__What is required__
Every record must be transcribed in its entirety, apart from the images, which are to be omitted.

__Input for this task__
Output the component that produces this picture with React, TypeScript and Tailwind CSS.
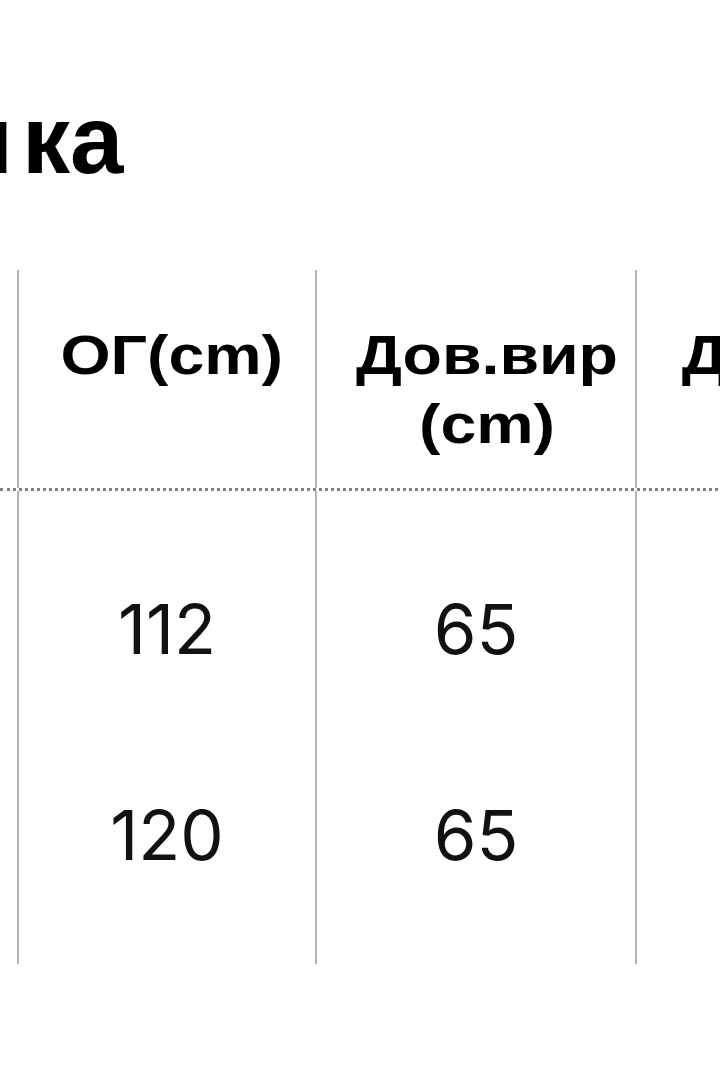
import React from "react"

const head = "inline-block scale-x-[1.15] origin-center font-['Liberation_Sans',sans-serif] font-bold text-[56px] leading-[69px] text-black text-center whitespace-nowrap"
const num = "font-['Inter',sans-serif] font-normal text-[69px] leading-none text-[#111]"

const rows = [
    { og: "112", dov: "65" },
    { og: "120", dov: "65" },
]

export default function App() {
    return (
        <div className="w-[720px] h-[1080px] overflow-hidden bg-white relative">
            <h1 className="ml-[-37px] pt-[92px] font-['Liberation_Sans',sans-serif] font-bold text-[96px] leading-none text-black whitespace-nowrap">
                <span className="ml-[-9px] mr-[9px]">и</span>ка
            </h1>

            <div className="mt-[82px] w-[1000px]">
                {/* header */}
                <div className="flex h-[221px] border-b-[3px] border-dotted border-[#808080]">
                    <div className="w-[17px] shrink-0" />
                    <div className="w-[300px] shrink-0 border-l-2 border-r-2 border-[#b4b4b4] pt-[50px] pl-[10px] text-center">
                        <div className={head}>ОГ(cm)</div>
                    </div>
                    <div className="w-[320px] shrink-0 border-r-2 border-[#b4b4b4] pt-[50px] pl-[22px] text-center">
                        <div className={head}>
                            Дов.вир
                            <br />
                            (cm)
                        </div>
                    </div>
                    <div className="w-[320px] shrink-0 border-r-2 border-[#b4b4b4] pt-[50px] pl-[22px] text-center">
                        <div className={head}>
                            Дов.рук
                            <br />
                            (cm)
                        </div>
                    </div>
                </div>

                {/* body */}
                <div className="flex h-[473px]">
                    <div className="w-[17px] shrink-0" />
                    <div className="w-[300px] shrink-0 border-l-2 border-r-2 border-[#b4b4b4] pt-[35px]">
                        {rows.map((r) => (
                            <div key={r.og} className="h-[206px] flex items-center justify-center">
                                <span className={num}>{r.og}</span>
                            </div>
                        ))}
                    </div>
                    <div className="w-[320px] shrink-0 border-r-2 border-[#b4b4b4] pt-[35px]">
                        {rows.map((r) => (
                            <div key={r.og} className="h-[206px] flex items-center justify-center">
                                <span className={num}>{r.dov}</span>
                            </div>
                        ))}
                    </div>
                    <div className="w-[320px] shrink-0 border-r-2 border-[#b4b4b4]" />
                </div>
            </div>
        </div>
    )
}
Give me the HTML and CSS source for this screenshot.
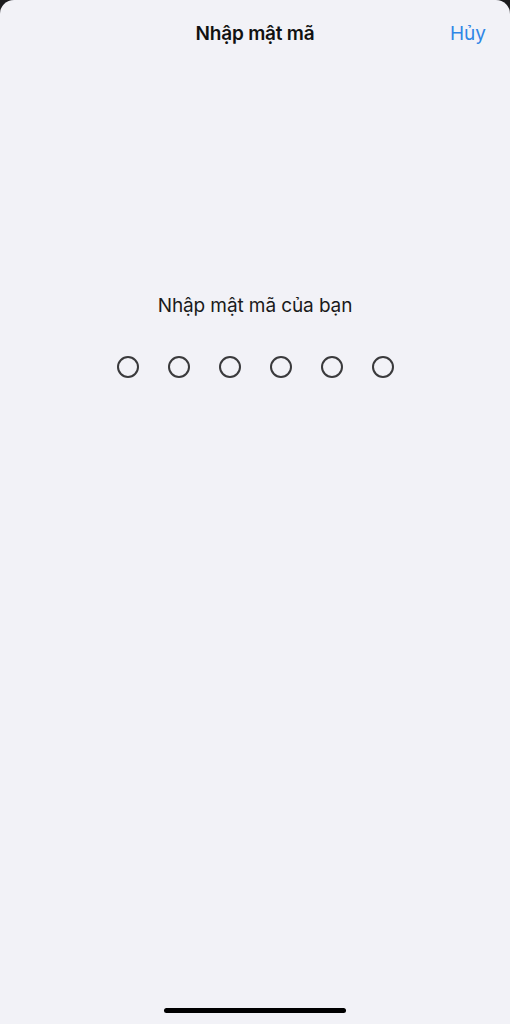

__Written reply__
Output the component that produces this picture with React, TypeScript and Tailwind CSS.
import React from "react"

const head = "inline-block scale-x-[1.15] origin-center font-['Liberation_Sans',sans-serif] font-bold text-[56px] leading-[69px] text-black text-center whitespace-nowrap"
const num = "font-['Inter',sans-serif] font-normal text-[69px] leading-none text-[#111]"

const rows = [
    { og: "112", dov: "65" },
    { og: "120", dov: "65" },
]

export default function App() {
    return (
        <div className="w-[720px] h-[1080px] overflow-hidden bg-white relative">
            <h1 className="ml-[-37px] pt-[92px] font-['Liberation_Sans',sans-serif] font-bold text-[96px] leading-none text-black whitespace-nowrap">
                <span className="ml-[-9px] mr-[9px]">и</span>ка
            </h1>

            <div className="mt-[82px] w-[1000px]">
                {/* header */}
                <div className="flex h-[221px] border-b-[3px] border-dotted border-[#808080]">
                    <div className="w-[17px] shrink-0" />
                    <div className="w-[300px] shrink-0 border-l-2 border-r-2 border-[#b4b4b4] pt-[50px] pl-[10px] text-center">
                        <div className={head}>ОГ(cm)</div>
                    </div>
                    <div className="w-[320px] shrink-0 border-r-2 border-[#b4b4b4] pt-[50px] pl-[22px] text-center">
                        <div className={head}>
                            Дов.вир
                            <br />
                            (cm)
                        </div>
                    </div>
                    <div className="w-[320px] shrink-0 border-r-2 border-[#b4b4b4] pt-[50px] pl-[22px] text-center">
                        <div className={head}>
                            Дов.рук
                            <br />
                            (cm)
                        </div>
                    </div>
                </div>

                {/* body */}
                <div className="flex h-[473px]">
                    <div className="w-[17px] shrink-0" />
                    <div className="w-[300px] shrink-0 border-l-2 border-r-2 border-[#b4b4b4] pt-[35px]">
                        {rows.map((r) => (
                            <div key={r.og} className="h-[206px] flex items-center justify-center">
                                <span className={num}>{r.og}</span>
                            </div>
                        ))}
                    </div>
                    <div className="w-[320px] shrink-0 border-r-2 border-[#b4b4b4] pt-[35px]">
                        {rows.map((r) => (
                            <div key={r.og} className="h-[206px] flex items-center justify-center">
                                <span className={num}>{r.dov}</span>
                            </div>
                        ))}
                    </div>
                    <div className="w-[320px] shrink-0 border-r-2 border-[#b4b4b4]" />
                </div>
            </div>
        </div>
    )
}
Give me the HTML and CSS source for this screenshot.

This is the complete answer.